**** SUPPLIED DATA

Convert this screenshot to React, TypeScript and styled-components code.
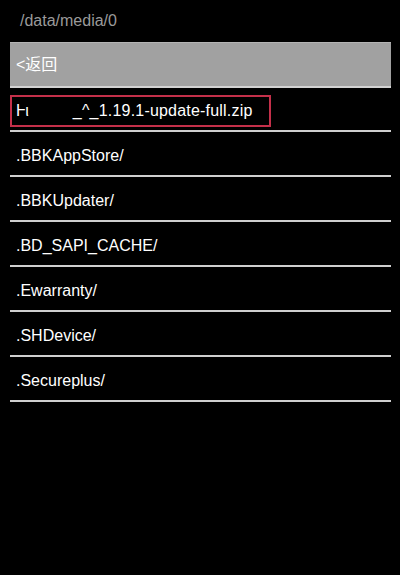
import styled, { createGlobalStyle } from 'styled-components';

const GlobalStyle = createGlobalStyle`
  html, body {
    margin: 0;
    padding: 0;
    background: #000;
  }
  body {
    font-family: "Liberation Sans", "Noto Sans CJK SC", Arial, sans-serif;
  }
`

const folders = [
  '.BBKAppStore/',
  '.BBKUpdater/',
  '.BD_SAPI_CACHE/',
  '.Ewarranty/',
  '.SHDevice/',
  '.Secureplus/',
]

const App = () => {
  return (
    <Screen>
      <GlobalStyle />
      <PathBar>/data/media/0</PathBar>
      <Browser>
        <BackButton>&lt;返回</BackButton>
        <FileRow $first>
          <Selected>
            <span>Ⱶι</span>
            <Hidden />
            <FileName>_^_1.19.1-update-full.zip</FileName>
          </Selected>
        </FileRow>
        {folders.map((name) => (
          <FileRow key={name}>{name}</FileRow>
        ))}
      </Browser>
    </Screen>
  )
}

export default App;

const Screen = styled.div`
  width: 400px;
  height: 575px;
  background: #000;
  color: #fff;
  font-size: 16px;
  overflow: hidden;
`
const PathBar = styled.div`
  height: 42px;
  line-height: 42px;
  padding-left: 20px;
  color: #9a9a9a;
`
const Browser = styled.div`
  display: flex;
  flex-direction: column;
  margin: 0 9px 0 10px;
`
const BackButton = styled.div`
  height: 46px;
  box-sizing: border-box;
  line-height: 44px;
  padding-left: 6px;
  background: #a1a1a1;
  border-top: 1px solid #b4b4b4;
  border-bottom: 2px solid #d2d2d2;
  color: #fff;
  font-family: "Liberation Sans", "Noto Sans CJK SC", sans-serif;
`
const FileRow = styled.div<{ $first?: boolean }>`
  box-sizing: border-box;
  height: ${(p) => (p.$first ? '44px' : '45px')};
  padding: ${(p) => (p.$first ? '7px 0 0 0' : '4px 0 0 6px')};
  line-height: 39px;
  border-bottom: 2px solid #cfcfcf;
  white-space: nowrap;
`
const Selected = styled.div`
  display: flex;
  align-items: center;
  box-sizing: border-box;
  width: 261px;
  height: 32px;
  line-height: 28px;
  padding-left: 4px;
  border: 2px solid #c4304a;
  font-family: "Liberation Sans", "DejaVu Sans", sans-serif;
`
const Hidden = styled.span`
  display: inline-block;
  width: 44px;
`
const FileName = styled.span`
  letter-spacing: 0.2px;
`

********

Repeat the listing above from its first line through the line that contains "export default App;", both included, and nothing more. Drop the pictures.

EXERCISE OUTPUT:
Convert this screenshot to React, TypeScript and styled-components code.
import styled, { createGlobalStyle } from 'styled-components';

const GlobalStyle = createGlobalStyle`
  html, body {
    margin: 0;
    padding: 0;
    background: #000;
  }
  body {
    font-family: "Liberation Sans", "Noto Sans CJK SC", Arial, sans-serif;
  }
`

const folders = [
  '.BBKAppStore/',
  '.BBKUpdater/',
  '.BD_SAPI_CACHE/',
  '.Ewarranty/',
  '.SHDevice/',
  '.Secureplus/',
]

const App = () => {
  return (
    <Screen>
      <GlobalStyle />
      <PathBar>/data/media/0</PathBar>
      <Browser>
        <BackButton>&lt;返回</BackButton>
        <FileRow $first>
          <Selected>
            <span>Ⱶι</span>
            <Hidden />
            <FileName>_^_1.19.1-update-full.zip</FileName>
          </Selected>
        </FileRow>
        {folders.map((name) => (
          <FileRow key={name}>{name}</FileRow>
        ))}
      </Browser>
    </Screen>
  )
}

export default App;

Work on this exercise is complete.